* [Task goal] Collect the lines of the entries where "screenshot" shows up.
____ Input
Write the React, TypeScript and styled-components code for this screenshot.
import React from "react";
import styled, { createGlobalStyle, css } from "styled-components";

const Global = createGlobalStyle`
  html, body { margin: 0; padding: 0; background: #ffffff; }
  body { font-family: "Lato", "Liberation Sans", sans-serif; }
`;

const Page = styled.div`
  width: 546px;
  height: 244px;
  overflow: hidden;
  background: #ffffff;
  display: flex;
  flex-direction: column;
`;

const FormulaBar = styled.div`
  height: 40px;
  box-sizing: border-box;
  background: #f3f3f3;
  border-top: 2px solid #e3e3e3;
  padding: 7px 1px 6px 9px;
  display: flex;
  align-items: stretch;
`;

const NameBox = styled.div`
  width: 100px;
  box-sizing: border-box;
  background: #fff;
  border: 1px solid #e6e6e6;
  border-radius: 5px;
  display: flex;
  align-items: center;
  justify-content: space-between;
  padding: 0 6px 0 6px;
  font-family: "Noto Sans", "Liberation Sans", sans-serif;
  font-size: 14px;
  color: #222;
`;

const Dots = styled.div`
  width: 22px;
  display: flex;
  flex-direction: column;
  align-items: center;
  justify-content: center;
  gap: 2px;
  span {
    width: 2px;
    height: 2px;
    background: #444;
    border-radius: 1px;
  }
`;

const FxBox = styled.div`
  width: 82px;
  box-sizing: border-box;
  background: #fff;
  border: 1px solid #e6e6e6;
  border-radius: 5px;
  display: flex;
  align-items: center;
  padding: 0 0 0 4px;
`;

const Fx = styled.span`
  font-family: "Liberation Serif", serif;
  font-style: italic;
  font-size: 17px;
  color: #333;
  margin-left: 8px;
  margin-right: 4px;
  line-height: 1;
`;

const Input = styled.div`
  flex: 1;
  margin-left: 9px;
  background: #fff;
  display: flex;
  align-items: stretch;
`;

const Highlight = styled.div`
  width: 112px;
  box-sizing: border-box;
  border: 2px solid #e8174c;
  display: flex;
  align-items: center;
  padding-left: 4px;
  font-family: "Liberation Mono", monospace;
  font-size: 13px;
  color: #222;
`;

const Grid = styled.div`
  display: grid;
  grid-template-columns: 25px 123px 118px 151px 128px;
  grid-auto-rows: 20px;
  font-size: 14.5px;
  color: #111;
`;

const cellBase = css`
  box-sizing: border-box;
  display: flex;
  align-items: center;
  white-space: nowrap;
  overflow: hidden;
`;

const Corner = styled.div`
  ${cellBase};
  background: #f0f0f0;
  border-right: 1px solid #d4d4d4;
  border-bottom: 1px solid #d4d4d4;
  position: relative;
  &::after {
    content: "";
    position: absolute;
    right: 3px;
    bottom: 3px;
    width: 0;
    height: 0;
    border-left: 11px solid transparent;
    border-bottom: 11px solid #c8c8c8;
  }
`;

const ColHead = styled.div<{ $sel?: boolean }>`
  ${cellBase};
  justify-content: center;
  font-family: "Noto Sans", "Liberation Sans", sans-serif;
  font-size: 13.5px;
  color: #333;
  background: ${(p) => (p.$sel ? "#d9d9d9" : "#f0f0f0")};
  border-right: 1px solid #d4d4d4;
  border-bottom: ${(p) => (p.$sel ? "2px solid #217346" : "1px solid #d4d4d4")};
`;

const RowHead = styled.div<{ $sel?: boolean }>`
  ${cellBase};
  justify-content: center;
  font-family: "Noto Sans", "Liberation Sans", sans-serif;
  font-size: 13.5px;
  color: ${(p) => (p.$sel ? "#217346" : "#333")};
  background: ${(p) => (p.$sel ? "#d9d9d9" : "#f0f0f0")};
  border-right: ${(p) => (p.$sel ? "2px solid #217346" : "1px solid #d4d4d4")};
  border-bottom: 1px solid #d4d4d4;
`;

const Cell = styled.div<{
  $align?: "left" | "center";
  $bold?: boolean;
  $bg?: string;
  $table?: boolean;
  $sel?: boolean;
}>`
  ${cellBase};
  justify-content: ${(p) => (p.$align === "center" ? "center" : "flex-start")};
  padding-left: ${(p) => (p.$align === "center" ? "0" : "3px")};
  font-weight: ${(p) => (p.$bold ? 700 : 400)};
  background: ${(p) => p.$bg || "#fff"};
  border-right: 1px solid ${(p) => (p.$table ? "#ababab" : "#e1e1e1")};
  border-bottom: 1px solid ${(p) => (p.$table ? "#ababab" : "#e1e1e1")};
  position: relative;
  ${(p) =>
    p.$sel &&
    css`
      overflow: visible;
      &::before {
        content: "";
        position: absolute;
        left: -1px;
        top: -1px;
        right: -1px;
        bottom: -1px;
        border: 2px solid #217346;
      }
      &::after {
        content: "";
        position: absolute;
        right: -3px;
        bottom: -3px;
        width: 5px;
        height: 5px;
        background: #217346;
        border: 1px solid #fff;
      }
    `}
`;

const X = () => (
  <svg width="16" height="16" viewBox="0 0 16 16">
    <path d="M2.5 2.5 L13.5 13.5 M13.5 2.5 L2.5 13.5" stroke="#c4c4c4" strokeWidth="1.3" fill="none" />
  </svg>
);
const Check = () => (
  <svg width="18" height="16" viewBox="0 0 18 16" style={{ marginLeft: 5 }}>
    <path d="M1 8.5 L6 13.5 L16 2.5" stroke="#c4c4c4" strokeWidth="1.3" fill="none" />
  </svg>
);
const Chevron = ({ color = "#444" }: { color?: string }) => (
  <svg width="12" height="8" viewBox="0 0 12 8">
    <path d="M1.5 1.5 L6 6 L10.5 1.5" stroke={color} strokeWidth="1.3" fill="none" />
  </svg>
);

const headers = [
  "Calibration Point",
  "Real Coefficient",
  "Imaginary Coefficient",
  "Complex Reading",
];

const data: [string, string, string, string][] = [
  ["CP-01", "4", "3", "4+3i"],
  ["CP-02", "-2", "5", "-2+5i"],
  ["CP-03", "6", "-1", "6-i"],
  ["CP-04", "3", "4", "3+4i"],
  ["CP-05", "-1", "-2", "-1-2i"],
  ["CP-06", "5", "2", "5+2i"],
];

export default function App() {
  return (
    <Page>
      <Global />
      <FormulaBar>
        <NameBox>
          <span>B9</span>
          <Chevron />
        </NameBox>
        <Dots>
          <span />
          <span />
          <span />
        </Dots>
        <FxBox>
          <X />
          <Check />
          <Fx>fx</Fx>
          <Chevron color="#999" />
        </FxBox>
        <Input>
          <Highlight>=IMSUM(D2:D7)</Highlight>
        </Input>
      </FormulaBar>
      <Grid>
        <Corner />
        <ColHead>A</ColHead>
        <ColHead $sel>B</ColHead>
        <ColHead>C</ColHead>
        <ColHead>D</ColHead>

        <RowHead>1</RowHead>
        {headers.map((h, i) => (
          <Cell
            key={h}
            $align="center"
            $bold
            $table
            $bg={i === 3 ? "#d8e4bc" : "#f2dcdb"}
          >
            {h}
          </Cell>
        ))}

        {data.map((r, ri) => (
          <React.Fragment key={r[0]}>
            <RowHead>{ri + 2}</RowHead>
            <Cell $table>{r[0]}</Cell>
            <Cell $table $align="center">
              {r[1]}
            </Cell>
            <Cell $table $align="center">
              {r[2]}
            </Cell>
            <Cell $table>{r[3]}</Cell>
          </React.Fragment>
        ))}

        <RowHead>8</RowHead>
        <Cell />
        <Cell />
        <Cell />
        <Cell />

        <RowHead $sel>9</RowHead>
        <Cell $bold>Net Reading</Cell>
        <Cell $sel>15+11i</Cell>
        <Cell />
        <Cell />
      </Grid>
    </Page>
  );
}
________
____ Input
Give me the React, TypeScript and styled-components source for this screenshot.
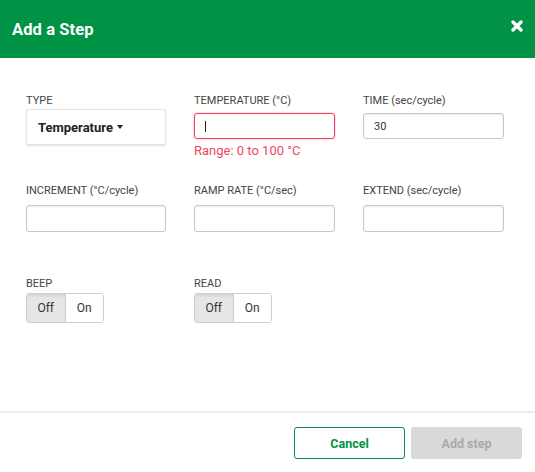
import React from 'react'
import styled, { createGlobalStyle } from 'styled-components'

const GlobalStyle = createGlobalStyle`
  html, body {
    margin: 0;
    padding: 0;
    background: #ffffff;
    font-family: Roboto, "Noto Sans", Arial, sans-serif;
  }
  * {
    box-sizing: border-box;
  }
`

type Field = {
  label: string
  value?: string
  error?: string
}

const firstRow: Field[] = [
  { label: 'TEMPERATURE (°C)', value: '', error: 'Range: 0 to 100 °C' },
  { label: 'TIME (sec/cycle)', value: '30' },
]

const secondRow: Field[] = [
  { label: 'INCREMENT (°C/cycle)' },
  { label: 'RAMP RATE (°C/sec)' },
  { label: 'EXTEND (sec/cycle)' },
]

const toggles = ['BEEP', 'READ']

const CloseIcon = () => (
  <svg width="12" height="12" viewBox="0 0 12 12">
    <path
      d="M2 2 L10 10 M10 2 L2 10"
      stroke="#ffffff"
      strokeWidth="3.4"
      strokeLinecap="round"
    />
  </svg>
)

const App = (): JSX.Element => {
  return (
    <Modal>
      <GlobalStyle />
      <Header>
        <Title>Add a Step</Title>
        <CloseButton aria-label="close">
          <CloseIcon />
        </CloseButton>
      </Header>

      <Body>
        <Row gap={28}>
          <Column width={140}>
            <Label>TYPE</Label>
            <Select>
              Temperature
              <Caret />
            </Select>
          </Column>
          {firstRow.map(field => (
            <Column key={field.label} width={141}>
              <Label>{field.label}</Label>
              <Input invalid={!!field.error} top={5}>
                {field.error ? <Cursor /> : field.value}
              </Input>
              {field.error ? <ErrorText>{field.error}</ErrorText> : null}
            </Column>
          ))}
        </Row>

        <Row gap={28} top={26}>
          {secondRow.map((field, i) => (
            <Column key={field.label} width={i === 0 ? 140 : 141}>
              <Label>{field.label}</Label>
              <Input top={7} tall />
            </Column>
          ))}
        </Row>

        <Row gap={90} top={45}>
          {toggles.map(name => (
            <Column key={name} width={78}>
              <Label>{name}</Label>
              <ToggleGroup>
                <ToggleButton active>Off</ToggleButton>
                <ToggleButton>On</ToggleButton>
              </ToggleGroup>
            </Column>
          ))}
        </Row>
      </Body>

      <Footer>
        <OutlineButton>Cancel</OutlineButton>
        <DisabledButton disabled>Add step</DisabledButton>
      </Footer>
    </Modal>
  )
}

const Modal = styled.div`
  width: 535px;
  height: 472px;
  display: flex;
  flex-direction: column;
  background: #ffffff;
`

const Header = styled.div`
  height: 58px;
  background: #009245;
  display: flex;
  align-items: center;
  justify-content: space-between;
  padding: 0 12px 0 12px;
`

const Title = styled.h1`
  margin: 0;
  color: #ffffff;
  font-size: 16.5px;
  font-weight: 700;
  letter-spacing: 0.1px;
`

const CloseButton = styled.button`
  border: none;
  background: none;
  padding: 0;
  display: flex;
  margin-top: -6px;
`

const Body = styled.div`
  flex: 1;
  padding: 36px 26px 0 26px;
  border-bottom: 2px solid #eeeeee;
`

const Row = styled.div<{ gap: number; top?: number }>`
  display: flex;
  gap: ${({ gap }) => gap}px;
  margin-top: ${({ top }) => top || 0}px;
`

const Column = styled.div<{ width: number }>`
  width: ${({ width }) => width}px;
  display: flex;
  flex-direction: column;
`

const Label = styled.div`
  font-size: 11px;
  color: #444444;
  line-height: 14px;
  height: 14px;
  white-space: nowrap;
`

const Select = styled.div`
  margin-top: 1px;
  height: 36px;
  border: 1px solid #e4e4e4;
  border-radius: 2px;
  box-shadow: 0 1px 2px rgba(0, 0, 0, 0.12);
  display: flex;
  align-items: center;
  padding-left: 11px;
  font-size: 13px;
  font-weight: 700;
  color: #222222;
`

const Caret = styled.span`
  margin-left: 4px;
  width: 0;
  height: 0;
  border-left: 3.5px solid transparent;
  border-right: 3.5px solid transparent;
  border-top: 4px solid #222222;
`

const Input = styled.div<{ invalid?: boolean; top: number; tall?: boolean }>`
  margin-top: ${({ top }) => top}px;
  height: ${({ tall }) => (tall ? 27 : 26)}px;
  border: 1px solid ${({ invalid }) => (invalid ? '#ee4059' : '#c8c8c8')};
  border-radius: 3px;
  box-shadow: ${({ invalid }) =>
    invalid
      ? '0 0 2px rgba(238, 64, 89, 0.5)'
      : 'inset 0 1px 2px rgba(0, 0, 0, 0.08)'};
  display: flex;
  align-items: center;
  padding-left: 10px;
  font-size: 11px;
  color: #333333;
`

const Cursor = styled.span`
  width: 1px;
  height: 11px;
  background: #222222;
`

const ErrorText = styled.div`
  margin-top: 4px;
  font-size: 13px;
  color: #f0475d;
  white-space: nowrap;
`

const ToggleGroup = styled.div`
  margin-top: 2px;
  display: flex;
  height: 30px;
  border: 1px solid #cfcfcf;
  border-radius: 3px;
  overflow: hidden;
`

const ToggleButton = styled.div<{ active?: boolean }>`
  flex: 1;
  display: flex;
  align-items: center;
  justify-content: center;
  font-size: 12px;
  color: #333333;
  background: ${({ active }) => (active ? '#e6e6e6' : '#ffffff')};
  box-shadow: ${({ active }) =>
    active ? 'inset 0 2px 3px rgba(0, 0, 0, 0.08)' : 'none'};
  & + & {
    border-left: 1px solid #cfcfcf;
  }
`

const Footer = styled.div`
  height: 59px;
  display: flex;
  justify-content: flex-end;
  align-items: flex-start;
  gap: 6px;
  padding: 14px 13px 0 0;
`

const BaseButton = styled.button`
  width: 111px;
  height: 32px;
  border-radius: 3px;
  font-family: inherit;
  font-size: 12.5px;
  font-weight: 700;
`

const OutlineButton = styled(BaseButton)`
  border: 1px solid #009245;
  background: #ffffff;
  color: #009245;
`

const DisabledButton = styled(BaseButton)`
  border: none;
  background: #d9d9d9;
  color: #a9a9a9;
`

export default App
________
* [Answer below]
Write the React, TypeScript and styled-components code for this screenshot.
Give me the React, TypeScript and styled-components source for this screenshot.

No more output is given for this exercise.